Given problem
Of the lines in the data below, count the ones holding the string "React", and answer with that number only.

Source excerpt
******************************
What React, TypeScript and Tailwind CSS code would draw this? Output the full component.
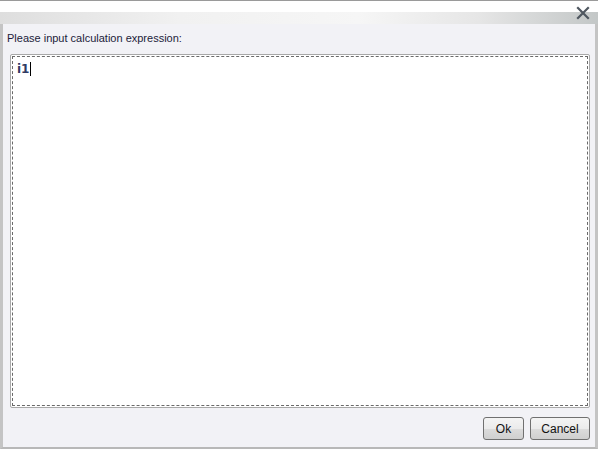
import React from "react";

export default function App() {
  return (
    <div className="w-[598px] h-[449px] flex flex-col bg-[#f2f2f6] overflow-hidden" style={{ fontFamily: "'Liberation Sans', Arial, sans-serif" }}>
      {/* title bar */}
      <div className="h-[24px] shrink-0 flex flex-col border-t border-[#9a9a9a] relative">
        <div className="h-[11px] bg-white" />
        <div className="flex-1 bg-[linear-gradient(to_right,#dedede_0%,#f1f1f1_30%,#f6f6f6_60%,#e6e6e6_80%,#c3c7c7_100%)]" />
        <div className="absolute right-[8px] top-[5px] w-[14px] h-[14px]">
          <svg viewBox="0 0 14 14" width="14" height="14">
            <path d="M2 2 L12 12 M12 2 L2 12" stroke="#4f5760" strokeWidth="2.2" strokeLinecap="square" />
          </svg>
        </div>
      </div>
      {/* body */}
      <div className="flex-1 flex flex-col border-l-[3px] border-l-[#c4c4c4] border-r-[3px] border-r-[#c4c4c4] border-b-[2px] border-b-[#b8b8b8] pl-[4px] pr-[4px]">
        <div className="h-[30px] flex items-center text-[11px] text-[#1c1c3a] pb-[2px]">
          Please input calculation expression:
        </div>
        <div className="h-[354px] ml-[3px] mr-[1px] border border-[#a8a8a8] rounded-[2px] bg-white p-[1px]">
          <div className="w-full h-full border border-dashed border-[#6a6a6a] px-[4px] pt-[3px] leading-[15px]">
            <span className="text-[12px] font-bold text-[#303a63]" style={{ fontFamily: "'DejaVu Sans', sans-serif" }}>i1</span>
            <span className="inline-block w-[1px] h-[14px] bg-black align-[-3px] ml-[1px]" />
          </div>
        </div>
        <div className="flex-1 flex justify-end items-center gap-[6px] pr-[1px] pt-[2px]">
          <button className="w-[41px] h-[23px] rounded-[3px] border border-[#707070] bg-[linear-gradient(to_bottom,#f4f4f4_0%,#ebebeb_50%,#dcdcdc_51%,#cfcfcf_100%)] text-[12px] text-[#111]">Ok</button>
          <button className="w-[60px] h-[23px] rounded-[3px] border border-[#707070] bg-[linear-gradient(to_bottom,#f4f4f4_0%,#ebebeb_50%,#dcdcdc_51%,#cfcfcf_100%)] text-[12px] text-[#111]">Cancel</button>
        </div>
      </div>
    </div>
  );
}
******************************
Response
2